■ **Exercise goal**
From the data that follows, copy every line holding the string "table".

■ **Material supplied**
----------------
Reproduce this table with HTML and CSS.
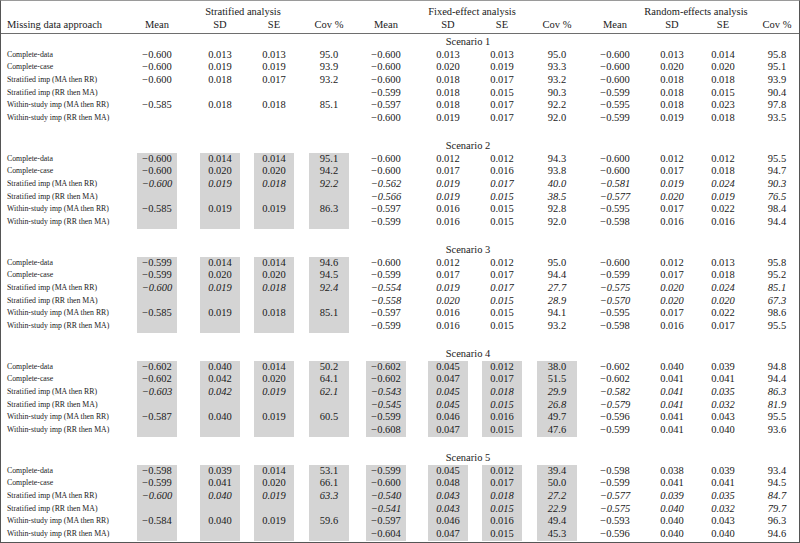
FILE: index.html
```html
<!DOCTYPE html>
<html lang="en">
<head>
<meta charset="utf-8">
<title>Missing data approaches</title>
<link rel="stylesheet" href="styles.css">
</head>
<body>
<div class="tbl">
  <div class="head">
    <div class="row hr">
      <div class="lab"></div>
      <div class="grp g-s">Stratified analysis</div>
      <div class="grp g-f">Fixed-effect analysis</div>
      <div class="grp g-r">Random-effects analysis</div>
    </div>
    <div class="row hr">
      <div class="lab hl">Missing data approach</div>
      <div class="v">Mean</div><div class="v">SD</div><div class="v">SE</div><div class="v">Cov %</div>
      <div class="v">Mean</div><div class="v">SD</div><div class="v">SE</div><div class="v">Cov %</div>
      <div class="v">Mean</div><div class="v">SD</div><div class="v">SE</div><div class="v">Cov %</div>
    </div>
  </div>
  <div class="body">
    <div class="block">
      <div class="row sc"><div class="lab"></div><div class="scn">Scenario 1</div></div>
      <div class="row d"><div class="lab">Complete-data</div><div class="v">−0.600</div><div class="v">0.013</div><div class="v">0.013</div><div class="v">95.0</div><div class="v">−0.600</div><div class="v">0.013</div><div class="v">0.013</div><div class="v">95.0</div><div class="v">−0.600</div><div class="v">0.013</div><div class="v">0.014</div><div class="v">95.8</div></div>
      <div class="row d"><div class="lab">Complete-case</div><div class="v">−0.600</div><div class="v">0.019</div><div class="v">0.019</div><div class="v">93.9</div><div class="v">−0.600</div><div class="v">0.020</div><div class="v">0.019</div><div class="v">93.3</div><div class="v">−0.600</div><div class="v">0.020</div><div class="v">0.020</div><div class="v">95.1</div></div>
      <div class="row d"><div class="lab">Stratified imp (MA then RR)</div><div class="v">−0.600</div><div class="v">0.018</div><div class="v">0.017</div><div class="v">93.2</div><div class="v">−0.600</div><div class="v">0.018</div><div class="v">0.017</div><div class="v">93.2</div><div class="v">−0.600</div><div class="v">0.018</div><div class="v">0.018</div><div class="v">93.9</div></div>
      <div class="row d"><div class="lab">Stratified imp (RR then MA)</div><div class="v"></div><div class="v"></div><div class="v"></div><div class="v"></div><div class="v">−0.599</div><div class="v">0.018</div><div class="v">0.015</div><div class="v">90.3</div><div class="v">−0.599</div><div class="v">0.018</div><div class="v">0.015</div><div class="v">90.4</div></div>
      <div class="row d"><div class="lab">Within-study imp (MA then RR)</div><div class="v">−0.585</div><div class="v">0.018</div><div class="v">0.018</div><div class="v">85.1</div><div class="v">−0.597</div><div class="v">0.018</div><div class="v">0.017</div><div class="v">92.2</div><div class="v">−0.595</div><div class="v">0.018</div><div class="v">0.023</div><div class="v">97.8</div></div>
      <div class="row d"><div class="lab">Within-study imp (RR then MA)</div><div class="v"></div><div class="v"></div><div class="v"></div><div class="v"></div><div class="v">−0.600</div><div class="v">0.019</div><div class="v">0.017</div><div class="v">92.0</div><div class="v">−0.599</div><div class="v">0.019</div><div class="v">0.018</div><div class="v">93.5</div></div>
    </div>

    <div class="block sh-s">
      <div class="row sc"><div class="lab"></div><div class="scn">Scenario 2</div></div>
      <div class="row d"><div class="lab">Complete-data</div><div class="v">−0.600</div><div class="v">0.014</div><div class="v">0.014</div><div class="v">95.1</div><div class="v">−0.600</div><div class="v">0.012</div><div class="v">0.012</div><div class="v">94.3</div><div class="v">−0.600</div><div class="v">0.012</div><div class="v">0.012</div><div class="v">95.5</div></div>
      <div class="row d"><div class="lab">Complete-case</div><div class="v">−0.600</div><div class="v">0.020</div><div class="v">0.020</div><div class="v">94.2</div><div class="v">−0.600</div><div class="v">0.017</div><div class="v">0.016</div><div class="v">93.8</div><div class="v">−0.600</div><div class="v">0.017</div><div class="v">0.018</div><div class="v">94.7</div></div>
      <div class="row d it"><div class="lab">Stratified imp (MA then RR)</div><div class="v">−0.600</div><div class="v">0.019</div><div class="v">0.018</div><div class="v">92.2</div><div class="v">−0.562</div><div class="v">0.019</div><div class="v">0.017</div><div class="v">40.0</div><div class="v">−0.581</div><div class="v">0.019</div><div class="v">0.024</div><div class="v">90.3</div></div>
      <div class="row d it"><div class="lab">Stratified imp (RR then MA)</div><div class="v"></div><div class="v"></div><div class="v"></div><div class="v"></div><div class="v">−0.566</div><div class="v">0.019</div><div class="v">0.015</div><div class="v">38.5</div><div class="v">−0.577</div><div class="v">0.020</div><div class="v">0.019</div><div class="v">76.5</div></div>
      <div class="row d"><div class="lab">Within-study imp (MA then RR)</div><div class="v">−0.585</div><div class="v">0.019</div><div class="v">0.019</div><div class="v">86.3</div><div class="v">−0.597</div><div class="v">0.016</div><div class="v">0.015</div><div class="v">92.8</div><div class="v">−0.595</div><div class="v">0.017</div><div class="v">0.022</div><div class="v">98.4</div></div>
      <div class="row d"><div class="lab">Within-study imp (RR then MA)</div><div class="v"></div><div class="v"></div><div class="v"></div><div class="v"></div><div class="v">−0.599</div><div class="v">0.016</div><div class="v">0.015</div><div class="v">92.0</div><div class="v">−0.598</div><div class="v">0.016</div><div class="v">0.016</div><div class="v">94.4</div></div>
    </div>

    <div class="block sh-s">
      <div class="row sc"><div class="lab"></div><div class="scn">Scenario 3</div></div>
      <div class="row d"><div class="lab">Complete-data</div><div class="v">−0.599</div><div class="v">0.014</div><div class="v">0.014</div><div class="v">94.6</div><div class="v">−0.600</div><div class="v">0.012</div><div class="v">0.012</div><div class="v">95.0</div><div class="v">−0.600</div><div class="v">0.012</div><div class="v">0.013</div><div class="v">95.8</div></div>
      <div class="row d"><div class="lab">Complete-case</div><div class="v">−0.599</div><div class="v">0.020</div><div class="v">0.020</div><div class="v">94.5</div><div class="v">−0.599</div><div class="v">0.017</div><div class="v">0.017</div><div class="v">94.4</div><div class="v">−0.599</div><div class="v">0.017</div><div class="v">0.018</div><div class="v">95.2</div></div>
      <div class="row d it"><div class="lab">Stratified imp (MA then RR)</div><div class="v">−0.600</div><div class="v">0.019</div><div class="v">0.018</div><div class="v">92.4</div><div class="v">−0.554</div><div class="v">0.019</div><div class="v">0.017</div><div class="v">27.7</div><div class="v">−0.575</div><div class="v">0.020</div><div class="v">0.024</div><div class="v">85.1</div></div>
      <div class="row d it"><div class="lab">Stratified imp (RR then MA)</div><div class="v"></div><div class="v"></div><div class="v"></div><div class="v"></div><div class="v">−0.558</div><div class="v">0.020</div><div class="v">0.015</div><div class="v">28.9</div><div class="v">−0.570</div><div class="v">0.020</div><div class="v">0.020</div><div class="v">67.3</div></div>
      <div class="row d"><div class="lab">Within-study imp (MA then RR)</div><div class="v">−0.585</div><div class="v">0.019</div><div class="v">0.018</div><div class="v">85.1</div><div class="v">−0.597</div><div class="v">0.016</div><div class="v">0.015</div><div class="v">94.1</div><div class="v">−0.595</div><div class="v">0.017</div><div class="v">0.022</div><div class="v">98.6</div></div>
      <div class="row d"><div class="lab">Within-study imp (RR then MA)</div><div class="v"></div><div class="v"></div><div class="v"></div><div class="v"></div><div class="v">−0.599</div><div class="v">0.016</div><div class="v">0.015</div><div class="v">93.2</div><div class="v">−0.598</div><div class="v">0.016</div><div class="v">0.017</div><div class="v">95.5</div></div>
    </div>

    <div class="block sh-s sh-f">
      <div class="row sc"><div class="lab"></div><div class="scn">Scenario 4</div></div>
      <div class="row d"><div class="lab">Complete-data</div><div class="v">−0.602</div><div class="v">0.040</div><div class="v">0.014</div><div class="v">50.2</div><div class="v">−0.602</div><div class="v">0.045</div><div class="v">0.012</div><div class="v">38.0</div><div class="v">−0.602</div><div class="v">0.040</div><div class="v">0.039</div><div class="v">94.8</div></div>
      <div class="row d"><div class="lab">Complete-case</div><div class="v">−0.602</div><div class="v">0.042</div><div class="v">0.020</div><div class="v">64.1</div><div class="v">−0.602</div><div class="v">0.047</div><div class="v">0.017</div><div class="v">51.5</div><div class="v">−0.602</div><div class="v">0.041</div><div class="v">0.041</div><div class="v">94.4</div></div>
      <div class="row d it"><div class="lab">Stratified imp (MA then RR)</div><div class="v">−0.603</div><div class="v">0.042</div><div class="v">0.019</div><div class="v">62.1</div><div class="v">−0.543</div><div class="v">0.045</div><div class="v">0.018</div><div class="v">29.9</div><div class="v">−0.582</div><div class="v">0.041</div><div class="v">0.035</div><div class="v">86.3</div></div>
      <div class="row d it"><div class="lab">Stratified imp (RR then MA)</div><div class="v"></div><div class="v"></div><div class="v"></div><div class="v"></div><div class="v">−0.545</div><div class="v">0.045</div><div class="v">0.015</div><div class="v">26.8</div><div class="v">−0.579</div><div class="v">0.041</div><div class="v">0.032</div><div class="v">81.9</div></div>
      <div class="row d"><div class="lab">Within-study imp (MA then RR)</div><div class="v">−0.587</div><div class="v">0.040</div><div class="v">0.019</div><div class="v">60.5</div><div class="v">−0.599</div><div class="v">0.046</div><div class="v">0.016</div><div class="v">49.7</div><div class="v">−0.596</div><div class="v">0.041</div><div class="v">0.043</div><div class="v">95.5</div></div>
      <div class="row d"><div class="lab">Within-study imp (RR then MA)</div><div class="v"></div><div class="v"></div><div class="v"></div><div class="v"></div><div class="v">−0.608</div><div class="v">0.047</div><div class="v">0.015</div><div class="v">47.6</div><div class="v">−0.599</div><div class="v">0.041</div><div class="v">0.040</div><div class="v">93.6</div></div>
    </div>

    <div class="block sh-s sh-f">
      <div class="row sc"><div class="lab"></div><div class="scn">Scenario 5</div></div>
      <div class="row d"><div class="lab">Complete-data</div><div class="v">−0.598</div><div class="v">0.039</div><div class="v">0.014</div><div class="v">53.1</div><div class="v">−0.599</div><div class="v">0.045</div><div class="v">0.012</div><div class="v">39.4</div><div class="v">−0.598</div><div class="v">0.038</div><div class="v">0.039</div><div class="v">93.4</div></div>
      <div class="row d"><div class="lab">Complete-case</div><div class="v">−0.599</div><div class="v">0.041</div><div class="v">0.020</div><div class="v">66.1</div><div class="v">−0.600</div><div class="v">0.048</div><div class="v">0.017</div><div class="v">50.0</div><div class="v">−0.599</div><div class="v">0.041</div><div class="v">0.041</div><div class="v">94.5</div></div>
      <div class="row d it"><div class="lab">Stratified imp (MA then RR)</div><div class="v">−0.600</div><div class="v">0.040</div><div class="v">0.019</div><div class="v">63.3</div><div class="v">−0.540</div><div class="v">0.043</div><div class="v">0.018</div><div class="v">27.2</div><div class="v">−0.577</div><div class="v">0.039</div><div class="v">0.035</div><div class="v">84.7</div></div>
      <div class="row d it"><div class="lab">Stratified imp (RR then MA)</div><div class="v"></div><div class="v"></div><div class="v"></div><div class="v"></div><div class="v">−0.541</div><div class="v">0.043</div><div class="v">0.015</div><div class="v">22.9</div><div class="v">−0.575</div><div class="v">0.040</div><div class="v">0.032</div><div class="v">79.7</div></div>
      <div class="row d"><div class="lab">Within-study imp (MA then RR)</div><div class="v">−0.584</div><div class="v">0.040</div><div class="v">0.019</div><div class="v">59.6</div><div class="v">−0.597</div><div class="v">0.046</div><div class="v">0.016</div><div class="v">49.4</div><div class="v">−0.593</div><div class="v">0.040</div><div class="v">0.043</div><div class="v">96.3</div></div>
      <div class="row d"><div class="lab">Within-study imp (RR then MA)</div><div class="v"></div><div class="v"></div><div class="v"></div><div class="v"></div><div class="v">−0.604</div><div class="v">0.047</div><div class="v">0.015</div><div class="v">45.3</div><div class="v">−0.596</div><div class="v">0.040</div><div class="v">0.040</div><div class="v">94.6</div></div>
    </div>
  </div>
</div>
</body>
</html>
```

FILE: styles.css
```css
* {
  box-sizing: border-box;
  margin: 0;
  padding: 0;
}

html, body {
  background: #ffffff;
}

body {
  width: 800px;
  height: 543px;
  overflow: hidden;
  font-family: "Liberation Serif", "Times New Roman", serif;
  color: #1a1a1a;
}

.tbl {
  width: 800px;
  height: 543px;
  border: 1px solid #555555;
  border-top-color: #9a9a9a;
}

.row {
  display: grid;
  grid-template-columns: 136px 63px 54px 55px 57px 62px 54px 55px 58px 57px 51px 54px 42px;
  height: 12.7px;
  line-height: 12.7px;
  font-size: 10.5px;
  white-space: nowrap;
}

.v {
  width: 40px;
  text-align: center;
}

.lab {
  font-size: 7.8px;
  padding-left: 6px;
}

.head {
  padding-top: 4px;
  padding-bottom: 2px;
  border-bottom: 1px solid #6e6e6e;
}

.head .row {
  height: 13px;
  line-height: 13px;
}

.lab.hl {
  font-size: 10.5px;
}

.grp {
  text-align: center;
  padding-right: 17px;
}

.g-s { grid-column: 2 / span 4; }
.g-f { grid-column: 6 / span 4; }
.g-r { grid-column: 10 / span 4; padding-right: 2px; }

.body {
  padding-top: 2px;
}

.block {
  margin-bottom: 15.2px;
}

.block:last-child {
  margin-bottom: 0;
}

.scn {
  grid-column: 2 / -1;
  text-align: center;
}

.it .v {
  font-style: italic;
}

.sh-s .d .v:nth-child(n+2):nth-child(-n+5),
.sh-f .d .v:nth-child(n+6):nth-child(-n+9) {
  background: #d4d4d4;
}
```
----------------
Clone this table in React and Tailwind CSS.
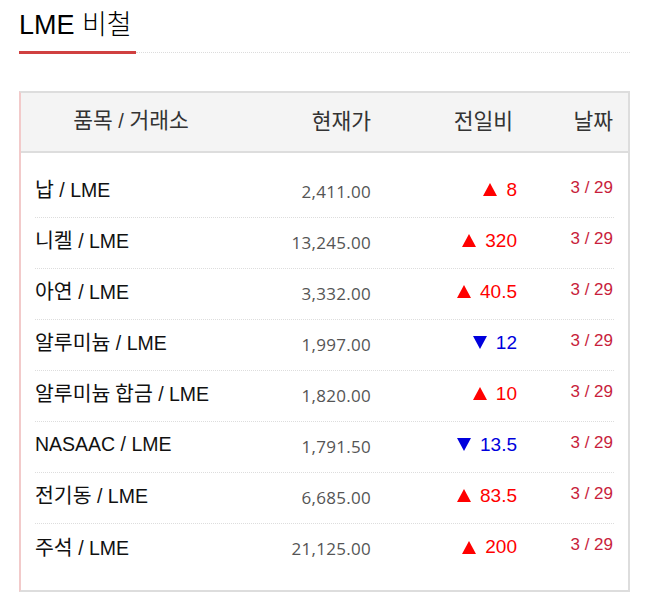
----------------
■ **Exercise solution**
Reproduce this table with HTML and CSS.
Clone this table in React and Tailwind CSS.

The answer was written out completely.